Like Camus, we say the infinity of pushing our own personal rock uphill is a happy dilemma.

We feel pain on both sides of the equation—pushing into the world, or pushing toward the self.  We are both angel and animal, and we ride the life’s train in opposite directions.

“Spiritual Bypass” dodges transformation of the worldly “I.”

“Worldly bypass” dodges realization of the Spiritual “I.”

Sacred Activism tries to dodge these dodges.

About the time the Sutras were composed (200 CE),the Bhagavad Gita was, too. And here we get a nice formula—one championed by Gandhi (who read the Gita constantly). It allows us to be “worldly,” but get spiritual goods, too.

The BG’s description of Karma Yoga—acting in the world but giving the benefits to God—foreshadows “Sacred Activism.” Karma Yoga accommodates our divided nature.

Meditation is usually called an otherworldly occupation, but when “the most grounded spiritual vision is married to a pragmatic drive”— to use Harvey’s formulation—meditative goals come to worldly action.

Karma yoga and Sacred Activism are methods to change ourselves as we change the real world.

Kierkegaard said, “purity of heart is to will one thing.” In Sacred Activism, even as we fight for variegated goals, we fight for the singular transformation of the spirit.

The Gita says, “Whoever works selflessly combines renunciation and activity.

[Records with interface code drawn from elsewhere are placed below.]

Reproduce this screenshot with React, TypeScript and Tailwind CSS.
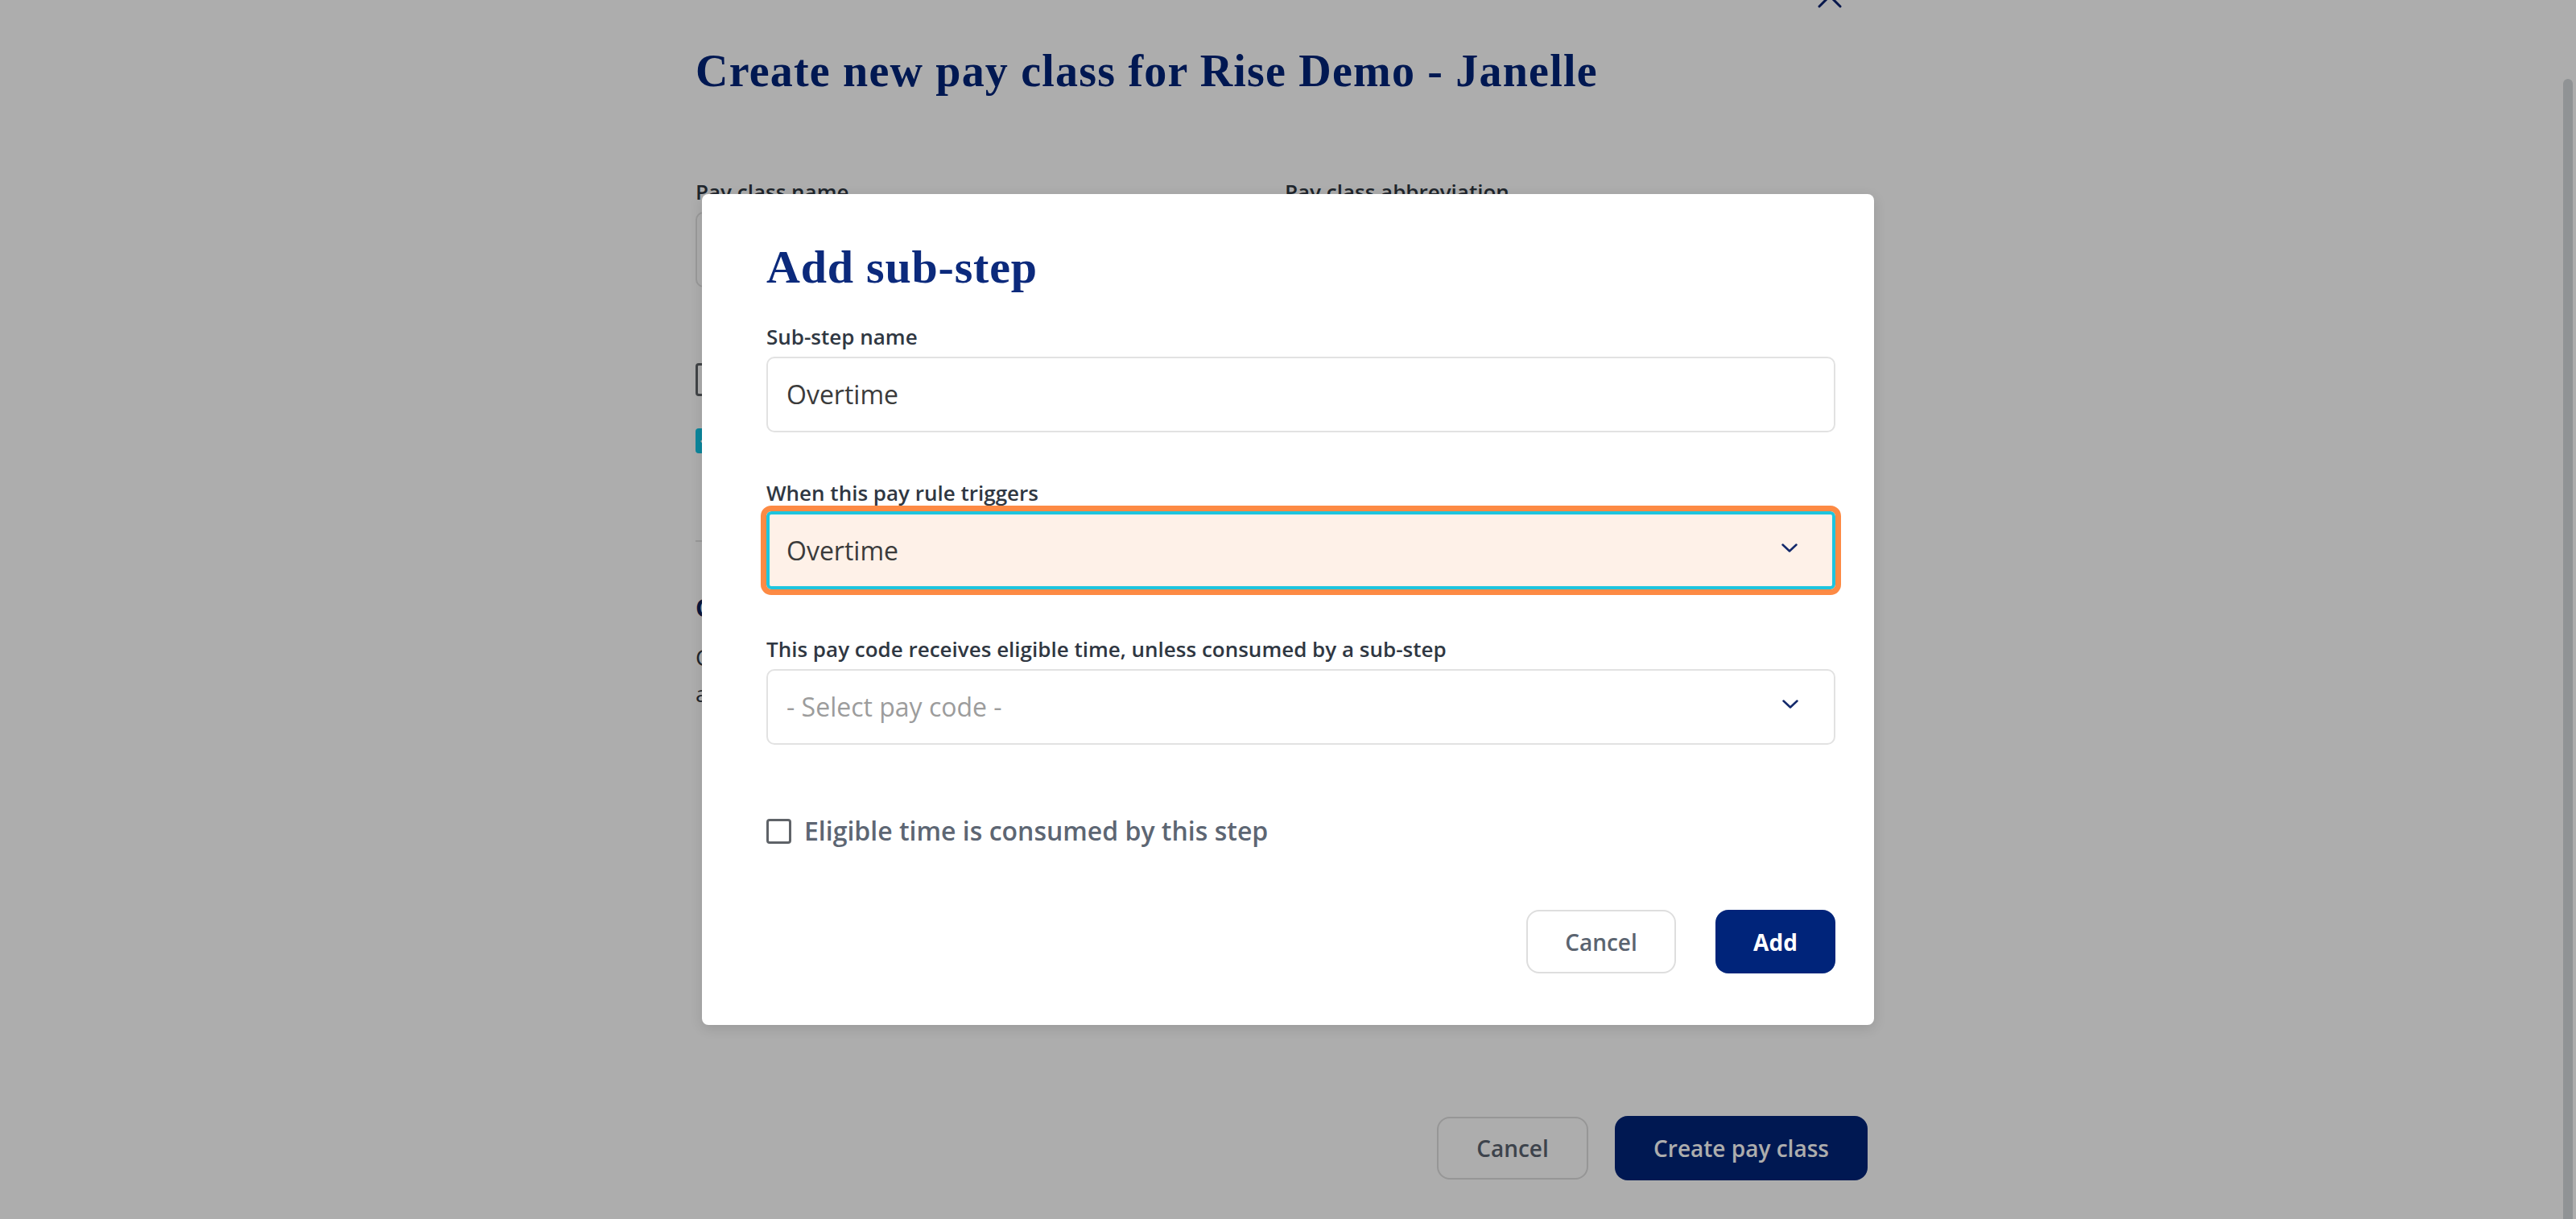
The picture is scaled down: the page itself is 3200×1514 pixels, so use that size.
import React from "react";

function Chevron() {
  return (
    <svg width="20" height="11" viewBox="0 0 20 11" fill="none">
      <path d="M1.5 1.5 L10 9.5 L18.5 1.5" stroke="#13296b" strokeWidth="2.5" strokeLinecap="round" strokeLinejoin="round" />
    </svg>
  );
}

function CloseX() {
  return (
    <svg width="30" height="30" viewBox="0 0 30 30" fill="none">
      <path d="M2 2 L28 28 M28 2 L2 28" stroke="#0b2270" strokeWidth="3" strokeLinecap="round" />
    </svg>
  );
}

function Field({ label, children }: { label: string; children: React.ReactNode }) {
  return (
    <div className="flex flex-col">
      <div className="text-[26px] leading-[36px] font-semibold text-[#2f3742]">{label}</div>
      {children}
    </div>
  );
}

export default function App() {
  return (
    <div className="relative h-[1514px] w-[3200px] overflow-hidden bg-white font-['Open_Sans',sans-serif]">
      {/* Background page */}
      <div className="flex h-full">
        <div className="flex flex-1 justify-center">
          <div className="relative flex w-[1456px] flex-col pt-[56px]">
            <button className="absolute right-[32px] top-[-20px]">
              <CloseX />
            </button>
            <h1 className="font-['Liberation_Serif',serif] text-[56px] font-bold leading-[64px] tracking-[1.2px] text-[#002479]">
              Create new pay class for Rise Demo - Janelle
            </h1>

            <div className="mt-[100px] grid grid-cols-[700px_700px] gap-x-[32px]">
              <Field label="Pay class name">
                <div className="mt-[7px] h-[94px] rounded-[10px] border-2 border-[#e2e2e2]" />
              </Field>
              <Field label="Pay class abbreviation">
                <div className="mt-[7px] h-[94px] rounded-[10px] border-2 border-[#e2e2e2]" />
              </Field>
            </div>

            <div className="mt-[92px] flex h-[45px] items-center gap-[16px]">
              <div className="h-[41px] w-[41px] rounded-[4px] border-[3px] border-[#5f6368]" />
              <span className="text-[30px] leading-[45px] font-semibold text-[#5d6673]">Overtime exempt</span>
            </div>
            <div className="mt-[31px] flex h-[45px] items-center gap-[16px]">
              <div className="flex h-[31px] w-[31px] items-center justify-center rounded-[4px] bg-[#12c6e6]">
                <svg width="20" height="16" viewBox="0 0 20 16" fill="none">
                  <path d="M2 8 L7.5 13.5 L18 2.5" stroke="white" strokeWidth="3" strokeLinecap="round" strokeLinejoin="round" />
                </svg>
              </div>
              <span className="text-[30px] leading-[45px] font-semibold text-[#5d6673]">Active pay class</span>
            </div>

            <div className="mt-[101px] border-t-2 border-[#e2e2e2]" />

            <h2 className="mt-[62px] text-[30px] font-bold leading-[40px] text-[#10225a]">Calculation steps</h2>
            <p className="mt-[19px] text-[28px] leading-[45px] text-[#2f3742]">
              Configure the order in which pay rules are applied to eligible time. Each step can include sub-steps
              <br />
              and a pay code that receives the remaining eligible time.
            </p>

            <div className="mt-[502px] flex items-center justify-end gap-[33px]">
              <button className="h-[78px] w-[188px] rounded-[16px] border-2 border-[#dedede] text-[28px] font-semibold text-[#5b6470]">
                Cancel
              </button>
              <button className="h-[80px] w-[314px] rounded-[16px] bg-[#002479] text-[28px] font-semibold text-white">
                Create pay class
              </button>
            </div>
          </div>
        </div>
        <div className="w-[16px] pt-[98px]">
          <div className="h-[1500px] w-[12px] rounded-full bg-[#d4d9dc]" />
        </div>
      </div>

      {/* Overlay + modal */}
      <div className="absolute inset-0 flex items-center justify-center bg-[rgba(0,0,0,0.32)]">
        <div className="flex h-[1032px] w-[1456px] flex-col rounded-[8px] bg-white pb-[64px] pl-[80px] pr-[48px] pt-[59px] shadow-[0_4px_16px_rgba(0,0,0,0.12)]">
          <h2 className="font-['Liberation_Serif',serif] text-[58px] font-bold leading-[64px] tracking-[0.8px] text-[#0c2a7c]">
            Add sub-step
          </h2>

          <div className="mt-[36px]">
            <Field label="Sub-step name">
              <div className="mt-[7px] flex h-[94px] items-center rounded-[10px] border-2 border-[#e2e2e2] pl-[23px] text-[32px] text-[#3b3b3b]">
                Overtime
              </div>
            </Field>
          </div>

          <div className="mt-[57px]">
            <Field label="When this pay rule triggers">
              <div className="mt-[5px] flex h-[97px] items-center justify-between rounded-[6px] border-4 border-[#1ec5de] bg-[#fef1e8] pl-[21px] pr-[43px] text-[32px] text-[#3b3b3b] outline outline-[7px] outline-[#fd8a44]">
                <span>Overtime</span>
                <span className="mb-[6px] flex">
                  <Chevron />
                </span>
              </div>
            </Field>
          </div>

          <div className="mt-[56px]">
            <Field label="This pay code receives eligible time, unless consumed by a sub-step">
              <div className="mt-[7px] flex h-[94px] items-center justify-between rounded-[10px] border-2 border-[#e2e2e2] pl-[23px] pr-[44px] text-[32px] text-[#9c9c9c]">
                <span>- Select pay code -</span>
                <span className="mb-[8px] flex">
                  <Chevron />
                </span>
              </div>
            </Field>
          </div>

          <label className="mt-[85px] flex h-[44px] items-center gap-[16px]">
            <span className="h-[31px] w-[31px] rounded-[4px] border-[3px] border-[#5f6368]" />
            <span className="text-[32px] font-semibold leading-[44px] text-[#5d6673]">Eligible time is consumed by this step</span>
          </label>

          <div className="mt-[76px] flex items-center justify-end gap-[49px]">
            <button className="h-[79px] w-[186px] rounded-[16px] border-2 border-[#dedede] text-[28px] font-semibold text-[#5b6470]">
              Cancel
            </button>
            <button className="h-[79px] w-[149px] rounded-[16px] bg-[#00247a] text-[28px] font-bold text-white">
              Add
            </button>
          </div>
        </div>
      </div>
    </div>
  );
}
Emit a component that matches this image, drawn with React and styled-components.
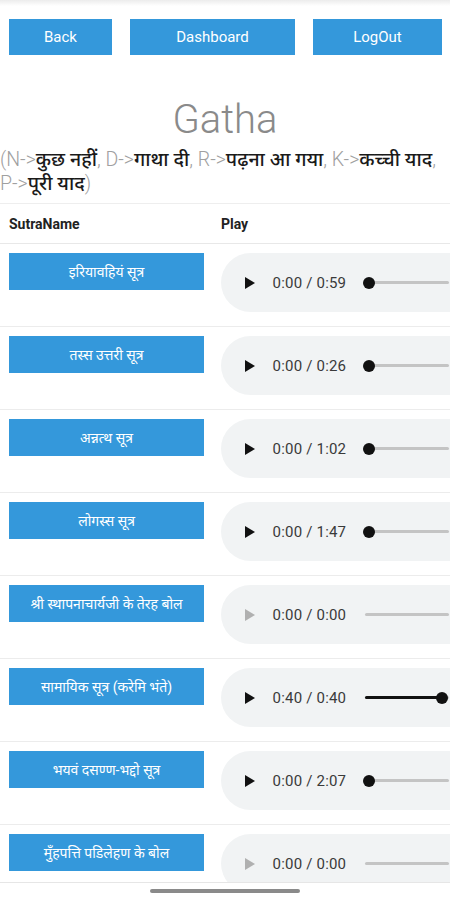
import React from "react";
import styled, { createGlobalStyle } from "styled-components";

const sutras = [
  { name: "इरियावहियं सूत्र", time: "0:00 / 0:59", progress: 0 },
  { name: "तस्स उत्तरी सूत्र", time: "0:00 / 0:26", progress: 0 },
  { name: "अन्नत्थ सूत्र", time: "0:00 / 1:02", progress: 0 },
  { name: "लोगस्स सूत्र", time: "0:00 / 1:47", progress: 0 },
  { name: "श्री स्थापनाचार्यजी के तेरह बोल", time: "0:00 / 0:00", disabled: true },
  { name: "सामायिक सूत्र (करेमि भंते)", time: "0:40 / 0:40", progress: 100 },
  { name: "भयवं दसण्ण-भद्दो सूत्र", time: "0:00 / 2:07", progress: 0 },
  { name: "मुँहपत्ति पडिलेहण के बोल", time: "0:00 / 0:00", disabled: true },
];

const legend = [
  ["N", "कुछ नहीं"],
  ["D", "गाथा दी"],
  ["R", "पढ़ना आ गया"],
  ["K", "कच्ची याद"],
  ["P", "पूरी याद"],
];

const App = () => {
  return (
    <>
      <GlobalStyle />
      <Screen>
        <Page>
          <TopShade />
          <Nav>
            <NavButton width={103}>Back</NavButton>
            <NavButton width={165}>Dashboard</NavButton>
            <NavButton width={129}>LogOut</NavButton>
          </Nav>
          <Title>Gatha</Title>
          <Legend>
            {legend.map(([k, v], i) => (
              <React.Fragment key={k}>
                <Item>
                  {i === 0 ? "(" : ""}
                  {k}-&gt;<Hindi>{v}</Hindi>
                  {i < legend.length - 1 ? "," : ")"}
                </Item>{" "}
              </React.Fragment>
            ))}
          </Legend>
          <Table>
            <HeadRow>
              <NameHead>SutraName</NameHead>
              <HeadCell>Play</HeadCell>
            </HeadRow>
            {sutras.map((s) => (
              <Row key={s.name}>
                <NameCell>
                  <SutraButton>{s.name}</SutraButton>
                </NameCell>
                <Player>
                  <PlayIcon viewBox="0 0 12 14" disabled={s.disabled}>
                    <path d="M1 1 L11 7 L1 13 Z" />
                  </PlayIcon>
                  <Time>{s.time}</Time>
                  <Track>
                    <Fill style={{ width: `${s.progress || 0}%` }} />
                    {!s.disabled && (
                      <Thumb style={{ left: `${4 + ((s.progress || 0) / 100) * 73}px` }} />
                    )}
                  </Track>
                </Player>
              </Row>
            ))}
          </Table>
        </Page>
        <NavBar>
          <Handle />
        </NavBar>
      </Screen>
    </>
  );
};

const GlobalStyle = createGlobalStyle`
  html, body {
    margin: 0;
    padding: 0;
    background: #ffffff;
    overflow: hidden;
  }
  body {
    font-family: Roboto, "Noto Sans", "Noto Sans Devanagari", sans-serif;
  }
`;

const Screen = styled.div`
  width: 450px;
  height: 900px;
  display: flex;
  flex-direction: column;
  overflow: hidden;
`;

const Page = styled.div`
  height: 883px;
  overflow: hidden;
  border-bottom: 1px solid #e6e6e6;
  box-sizing: border-box;
`;

const TopShade = styled.div`
  height: 6px;
  background: linear-gradient(#ececec, #ffffff);
`;

const Nav = styled.div`
  display: flex;
  gap: 18px;
  padding: 13px 0 0 9px;
`;

const NavButton = styled.div`
  width: ${(p) => p.width}px;
  height: 36px;
  background: #3498db;
  color: #ffffff;
  font-size: 15px;
  display: flex;
  align-items: center;
  justify-content: center;
`;

const Title = styled.h1`
  margin: 41px 0 0;
  text-align: center;
  font-weight: 300;
  font-size: 40px;
  line-height: 48px;
  color: #8a8a8a;
`;

const Legend = styled.p`
  margin: 4px 0 0;
  font-size: 19.5px;
  line-height: 24px;
  font-weight: 300;
  color: #a0a0a0;
`;

const Item = styled.span`
  white-space: nowrap;
`;

const Hindi = styled.span`
  color: #1a1a1a;
  font-weight: 500;
`;

const Table = styled.div`
  margin-top: 7px;
  border-top: 1px solid #eeeeee;
  width: 520px;
`;

const HeadRow = styled.div`
  display: flex;
  height: 39px;
  align-items: center;
  border-bottom: 1px solid #e8e8e8;
`;

const HeadCell = styled.div`
  font-size: 14px;
  font-weight: 700;
  color: #222222;
`;

const NameHead = styled(HeadCell)`
  width: 221px;
  padding-left: 9px;
  box-sizing: border-box;
`;

const Row = styled.div`
  display: flex;
  align-items: flex-start;
  padding: 9px 0 14px;
  border-bottom: 1px solid #ececec;
`;

const NameCell = styled.div`
  width: 221px;
  padding-left: 9px;
  box-sizing: border-box;
`;

const SutraButton = styled.div`
  width: 195px;
  height: 37px;
  background: #3498db;
  color: #ffffff;
  font-size: 14px;
  display: flex;
  align-items: center;
  justify-content: center;
  white-space: nowrap;
`;

const Player = styled.div`
  width: 300px;
  height: 59px;
  background: #f1f3f4;
  border-radius: 30px;
  display: flex;
  align-items: center;
  padding-left: 23px;
  box-sizing: border-box;
`;

const PlayIcon = styled.svg`
  width: 12px;
  height: 14px;
  fill: ${(p) => (p.disabled ? "#b0b0b0" : "#111111")};
`;

const Time = styled.span`
  margin-left: 17px;
  font-size: 15px;
  letter-spacing: 0.2px;
  color: #3a3a3a;
  white-space: nowrap;
`;

const Track = styled.div`
  position: relative;
  margin-left: 19px;
  width: 84px;
  height: 3px;
  background: #c4c4c4;
  border-radius: 2px;
`;

const Fill = styled.div`
  height: 100%;
  max-width: 77px;
  background: #111111;
  border-radius: 2px;
`;

const Thumb = styled.div`
  position: absolute;
  top: 50%;
  width: 12px;
  height: 12px;
  margin: -6px 0 0 -6px;
  border-radius: 50%;
  background: #111111;
`;

const NavBar = styled.div`
  flex: 1;
  display: flex;
  justify-content: center;
  padding-top: 6px;
`;

const Handle = styled.div`
  width: 150px;
  height: 4px;
  border-radius: 2px;
  background: #8a8a8a;
`;

export default App;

Right action is really renunciation.” (6:1-2) .

This tack avoids either bypass. It swims consciously with Purusha and Prakriti.

Sacred Activism and Karma Yoga are methods for pushing the rock of the world forward and staying whole. Devoted to this game plan, life’s pain is re-purposed and we, the human “animal-angel ,“  ride one bus toward divergent destinations.